Interface markup and scripts
%%

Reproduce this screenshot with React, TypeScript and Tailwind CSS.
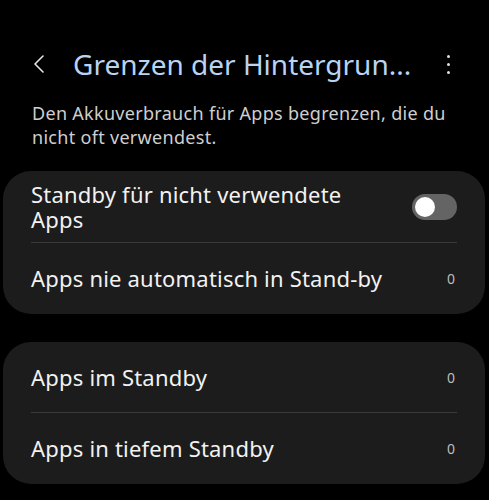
import { ChevronLeft } from 'lucide-react';

const font = { fontFamily: '"Noto Sans", "DejaVu Sans", sans-serif' };

function Toggle() {
  return (
    <div className="w-[45px] h-[26px] rounded-full bg-[#646464] flex items-center px-[3px] shrink-0">
      <div className="w-[20px] h-[20px] rounded-full bg-white" />
    </div>
  );
}

function Row({ label, value, divider }: { label: string; value?: string; divider?: boolean }) {
  return (
    <div className={`flex items-center justify-between h-[71px] ${divider ? 'border-b border-[#3a3a3a]' : ''}`}>
      <span className="text-[22px] leading-[25px] tracking-[0.2px] text-[#f2f2f2]">{label}</span>
      {value && <span className="text-[14px] text-[#bdbdbd] pr-[2px]">{value}</span>}
    </div>
  );
}

export default function App() {
  return (
    <div className="w-[489px] h-[500px] bg-black overflow-hidden" style={font}>
      <div className="flex items-center h-[50px] mt-[39px] pl-[23px] pr-[39px]">
        <ChevronLeft className="w-[32px] h-[32px] text-[#e6e6e6] shrink-0" strokeWidth={1.2} />
        <div className="ml-[18px] flex-1 text-[28px] text-[#b9d3f3] truncate">Grenzen der Hintergrun...</div>
        <div className="flex flex-col gap-[5px] items-center ml-[10px] w-[4px]">
          <div className="w-[3px] h-[3px] rounded-full bg-[#e0e0e0]" />
          <div className="w-[3px] h-[3px] rounded-full bg-[#e0e0e0]" />
          <div className="w-[3px] h-[3px] rounded-full bg-[#e0e0e0]" />
        </div>
      </div>

      <p className="mt-[12px] pl-[32px] pr-[36px] text-[18px] leading-[24px] tracking-[0.3px] text-[#cfcfcf]">
        Den Akkuverbrauch für Apps begrenzen, die du nicht oft verwendest.
      </p>

      <div className="mt-[22px] ml-[3px] mr-[4px] rounded-[28px] bg-[#1c1c1c] px-[28px]">
        <div className="flex items-center justify-between h-[72px] border-b border-[#3a3a3a]">
          <span className="text-[22px] leading-[25px] tracking-[0.2px] text-[#f2f2f2] w-[330px]">
            Standby für nicht verwendete Apps
          </span>
          <Toggle />
        </div>
        <Row label="Apps nie automatisch in Stand-by" value="0" />
      </div>

      <div className="mt-[28px] ml-[3px] mr-[4px] rounded-[28px] bg-[#1c1c1c] px-[28px]">
        <Row label="Apps im Standby" value="0" divider />
        <Row label="Apps in tiefem Standby" value="0" />
      </div>
    </div>
  );
}
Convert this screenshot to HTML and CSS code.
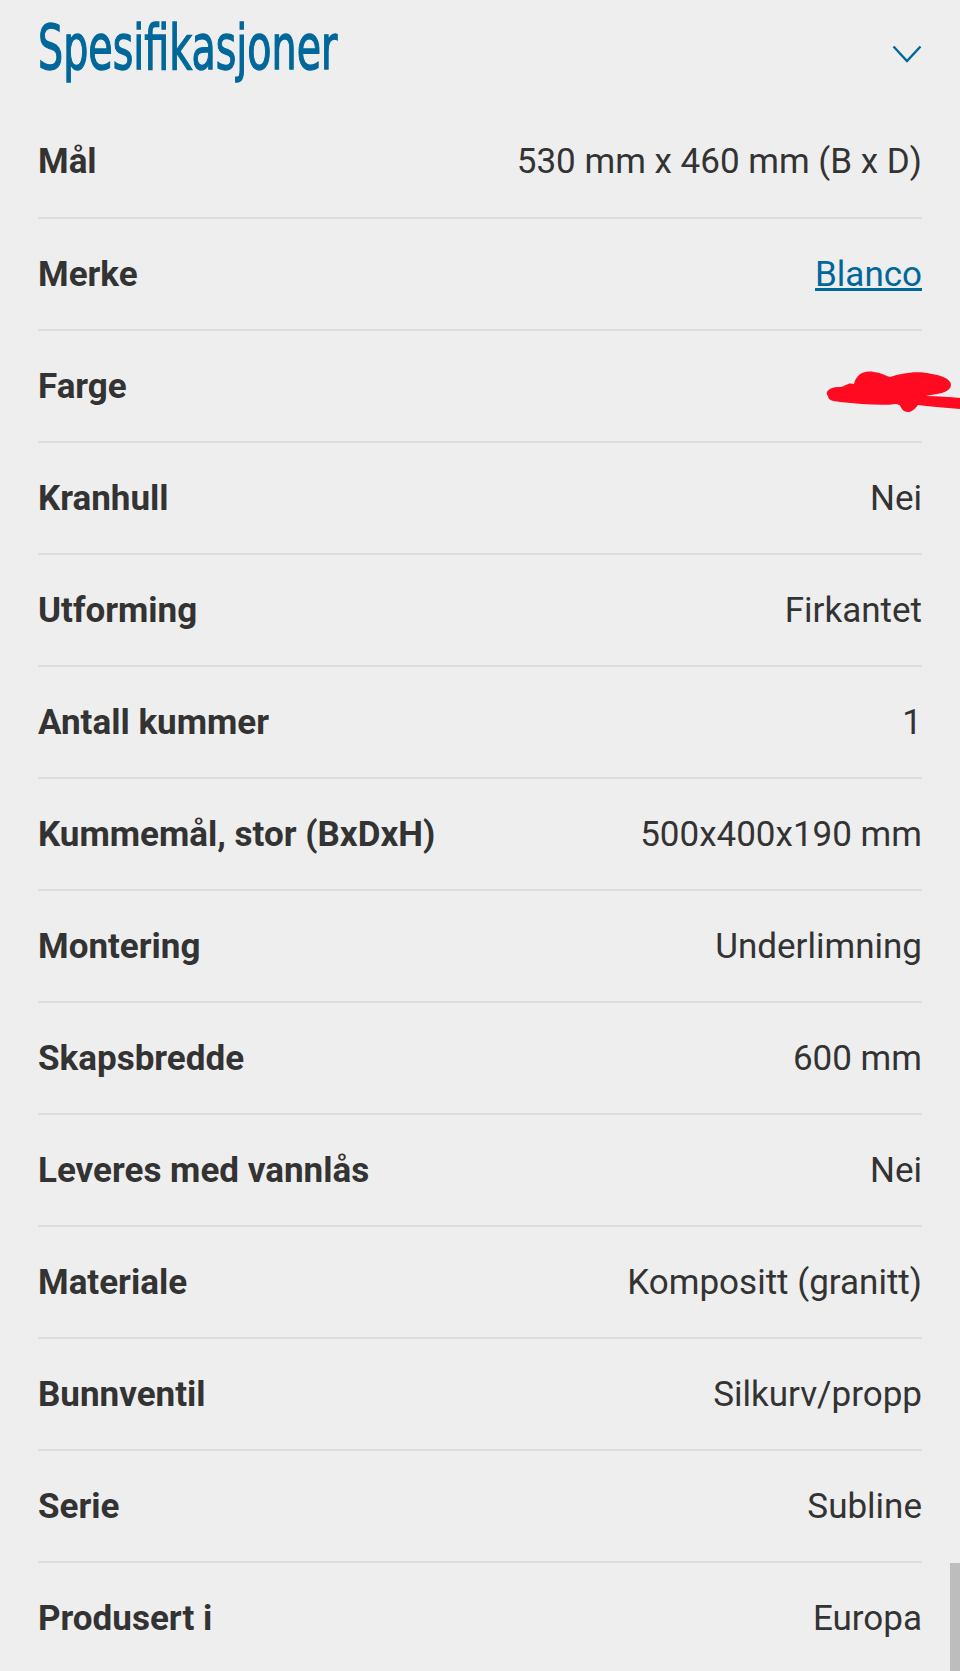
FILE: index.html
```html
<!DOCTYPE html>
<html lang="no">
<head>
    <meta charset="utf-8">
    <title>Spesifikasjoner</title>
    <link rel="stylesheet" href="styles.css">
</head>
<body>
    <div class="specs">
        <div class="specs-header">
            <h2 class="specs-title"><span>Spesifikasjoner</span></h2>
            <svg class="chevron" width="30" height="18" viewBox="0 0 30 18">
                <polyline points="1.5,1.5 15,16 28.5,1.5" fill="none" stroke="#00679a" stroke-width="2.4"/>
            </svg>
        </div>

        <dl class="spec-list">
            <div class="spec-row">
                <dt>Mål</dt>
                <dd>530 mm x 460 mm (B x D)</dd>
            </div>
            <div class="spec-row">
                <dt>Merke</dt>
                <dd><a href="#">Blanco</a></dd>
            </div>
            <div class="spec-row">
                <dt>Farge</dt>
                <dd class="hidden-value">
                    <svg class="scribble" width="140" height="52" viewBox="0 0 140 52">
                        <path d="M8 32 C4 28 10 22 20 23 C26 22 28 18 34 20 C36 12 42 6 54 8 C62 9 66 12 70 13 C80 10 96 6 112 10 C126 12 134 18 130 24 C126 30 114 30 106 32 C118 32 130 33 140 34 L140 45 C124 44 108 42 98 41 C94 46 90 50 84 47 C80 44 82 41 76 40 C62 42 40 40 20 38 C12 37 8 36 8 32 Z" fill="#ff0a20"/>
                    </svg>
                </dd>
            </div>
            <div class="spec-row">
                <dt>Kranhull</dt>
                <dd>Nei</dd>
            </div>
            <div class="spec-row">
                <dt>Utforming</dt>
                <dd>Firkantet</dd>
            </div>
            <div class="spec-row">
                <dt>Antall kummer</dt>
                <dd>1</dd>
            </div>
            <div class="spec-row">
                <dt>Kummemål, stor (BxDxH)</dt>
                <dd>500x400x190 mm</dd>
            </div>
            <div class="spec-row">
                <dt>Montering</dt>
                <dd>Underlimning</dd>
            </div>
            <div class="spec-row">
                <dt>Skapsbredde</dt>
                <dd>600 mm</dd>
            </div>
            <div class="spec-row">
                <dt>Leveres med vannlås</dt>
                <dd>Nei</dd>
            </div>
            <div class="spec-row">
                <dt>Materiale</dt>
                <dd>Kompositt (granitt)</dd>
            </div>
            <div class="spec-row">
                <dt>Bunnventil</dt>
                <dd>Silkurv/propp</dd>
            </div>
            <div class="spec-row">
                <dt>Serie</dt>
                <dd>Subline</dd>
            </div>
            <div class="spec-row">
                <dt>Produsert i</dt>
                <dd>Europa</dd>
            </div>
        </dl>
    </div>

    <div class="scroll-thumb"></div>
</body>
</html>
```

FILE: styles.css
```css
html, body {
    margin: 0;
    padding: 0;
    background: #eeeeee;
}
body {
    font-family: Roboto, "Liberation Sans", sans-serif;
    color: #333333;
    overflow: hidden;
}
.specs {
    padding: 0 38px;
}
.specs-header {
    display: flex;
    align-items: center;
    justify-content: space-between;
    height: 106px;
}
.specs-title {
    margin: 0;
    font-family: "Liberation Sans Narrow", "DejaVu Sans Condensed", "Liberation Sans", sans-serif;
    font-weight: normal;
    font-size: 62px;
    color: #00679a;
    line-height: 1;
    margin-top: -10px;
    -webkit-text-stroke: 1.3px #00679a;
}
.specs-title span {
    display: inline-block;
    transform: scaleX(0.71);
    transform-origin: left center;
}
.chevron {
    display: block;
    margin-top: 2px;
}
.spec-list {
    margin: 0;
}
.spec-row {
    display: flex;
    align-items: center;
    justify-content: space-between;
    height: 110px;
    border-top: 2px solid #dcdcdc;
}
.spec-row:first-child {
    border-top: none;
    height: 111px;
}
.spec-row dt {
    font-weight: bold;
    font-size: 35px;
}
.spec-row dd {
    margin: 0;
    font-size: 35px;
    text-align: right;
}
.spec-row a {
    color: #00679a;
}
.hidden-value {
    position: relative;
    width: 100px;
    height: 40px;
}
.scribble {
    position: absolute;
    left: -2px;
    top: -2px;
}
.scroll-thumb {
    position: absolute;
    right: 0;
    top: 1563px;
    width: 10px;
    height: 108px;
    background: #bdbdbd;
}
```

%%

→ **Exercise prompt**: For each line above that contains the word "this", copy that line.

→ **Written reply**:
Reproduce this screenshot with React, TypeScript and Tailwind CSS.
Convert this screenshot to HTML and CSS code.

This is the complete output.